» **TASK GOAL**: Find the string "this" in the data, then copy every line where it is found.

» **Front-end source files**:
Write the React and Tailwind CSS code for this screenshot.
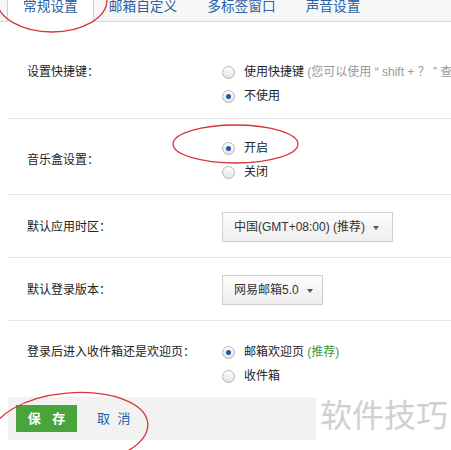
import React from "react";

const font = { fontFamily: '"Liberation Sans", "Noto Sans CJK SC", sans-serif' };

function Radio({ checked }) {
  return (
    <span className="relative inline-flex h-[13px] w-[13px] shrink-0 items-center justify-center rounded-full border border-[#b5b5b5] bg-gradient-to-b from-[#ffffff] to-[#e4e4e4]">
      {checked && <span className="h-[5px] w-[5px] rounded-full bg-[#1b5cab]" />}
    </span>
  );
}

function Option({ checked, children }) {
  return (
    <div className="flex h-6 items-center gap-[9px] text-[12px] text-[#222]">
      <Radio checked={checked} />
      <span className="whitespace-nowrap">{children}</span>
    </div>
  );
}

function Select({ label, width }) {
  return (
    <div
      className={`flex h-[30px] items-center gap-2 border border-[#cfcfcf] bg-gradient-to-b from-[#fdfdfd] to-[#eeeeee] pl-[11px] text-[12px] text-[#333] ${width}`}
    >
      <span className="whitespace-nowrap">{label}</span>
      <span className="mt-px h-0 w-0 border-x-[3px] border-t-[4px] border-x-transparent border-t-[#555]" />
    </div>
  );
}

export default function App() {
  const tabs = ["常规设置", "邮箱自定义", "多标签窗口", "声音设置"];

  return (
    <div className="relative h-[450px] w-[451px] overflow-hidden bg-white" style={font}>
      {/* Tabs */}
      <div className="flex h-[22px] border-b border-[#d8d8d8] bg-[#f7f7f7] pl-[7px]">
        {tabs.map((t, i) => (
          <div
            key={t}
            className={`flex h-[22px] items-start px-[15px] text-[13.7px] leading-[13px] whitespace-nowrap text-[#2b62a6] ${
              i === 0 ? "border-x border-[#cfcfcf] bg-white" : ""
            }`}
          >
            {t}
          </div>
        ))}
      </div>

      {/* Settings */}
      <div className="ml-2">
        <div className="flex border-b border-[#e6e6e6] pt-[38px] pb-[10px]">
          <div className="flex h-6 w-[214px] shrink-0 items-center pl-[19px] text-[12px] text-[#222]">
            设置快捷键：
          </div>
          <div>
            <Option>
              使用快捷键 <span className="text-[#999]">(您可以使用 “ shift + ？ ” 查看快捷键列表)</span>
            </Option>
            <Option checked>不使用</Option>
          </div>
        </div>

        <div className="flex border-b border-[#e6e6e6] pt-[17px] pb-[10px]">
          <div className="flex h-6 w-[214px] shrink-0 items-center self-center pl-[19px] text-[12px] text-[#222]">
            音乐盒设置：
          </div>
          <div>
            <Option checked>开启</Option>
            <Option>关闭</Option>
          </div>
        </div>

        <div className="flex items-center border-b border-[#e6e6e6] pt-[17px] pb-[15px]">
          <div className="w-[214px] shrink-0 pl-[19px] text-[12px] text-[#222]">默认应用时区：</div>
          <Select label="中国(GMT+08:00) (推荐)" width="w-[171px]" />
        </div>

        <div className="flex items-center border-b border-[#e6e6e6] pt-[17px] pb-[15px]">
          <div className="w-[214px] shrink-0 pl-[19px] text-[12px] text-[#222]">默认登录版本：</div>
          <Select label="网易邮箱5.0" width="w-[101px]" />
        </div>

        <div className="flex pt-[19px]">
          <div className="flex h-6 w-[214px] shrink-0 items-center pl-[19px] text-[12px] text-[#222]">
            登录后进入收件箱还是欢迎页：
          </div>
          <div>
            <Option checked>
              邮箱欢迎页 <span className="text-[#3d9a34]">(推荐)</span>
            </Option>
            <Option>收件箱</Option>
          </div>
        </div>

        {/* Footer */}
        <div className="mt-[9px] flex h-[43px] w-[308px] items-center gap-5 bg-[#f2f2f2] px-2">
          <button className="h-[27px] w-[61px] bg-[#4aa43c] pl-[4px] text-[13px] font-bold tracking-[4px] text-white">
            保 存
          </button>
          <button className="text-[13px] tracking-[2px] text-[#1f5fa8]">取 消</button>
        </div>
      </div>

      {/* Watermark */}
      <div className="absolute left-[320px] top-[396px] text-[32px] leading-[40px] whitespace-nowrap text-[#d0d0d0]">
        软件技巧
      </div>

      {/* Annotation ellipses */}
      <svg className="pointer-events-none absolute left-0 top-0" width="451" height="450">
        <g fill="none" stroke="#d8353a" strokeWidth="1.3">
          <ellipse cx="52" cy="0" rx="55" ry="32" />
          <ellipse cx="235.5" cy="144" rx="62.5" ry="19" />
          <ellipse cx="70" cy="430" rx="78" ry="37" transform="rotate(-5 70 430)" />
        </g>
      </svg>
    </div>
  );
}
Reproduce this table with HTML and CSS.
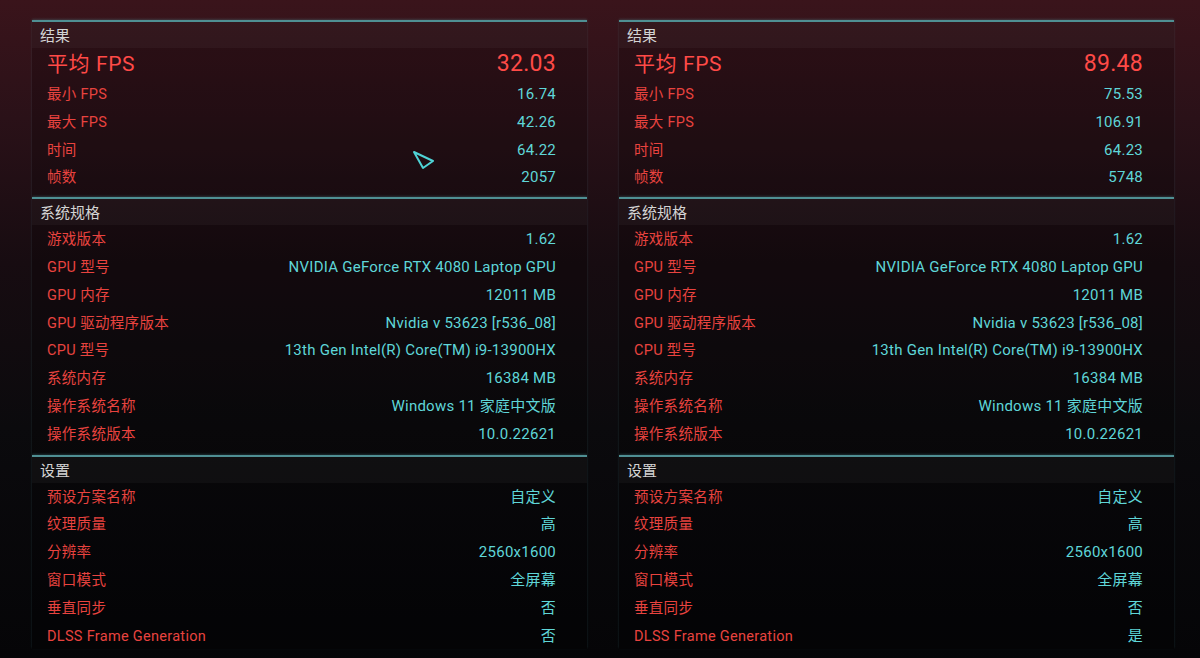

» **RESPONSE TO THE EXERCISE**:
Write the React and Tailwind CSS code for this screenshot.
Reproduce this table with HTML and CSS.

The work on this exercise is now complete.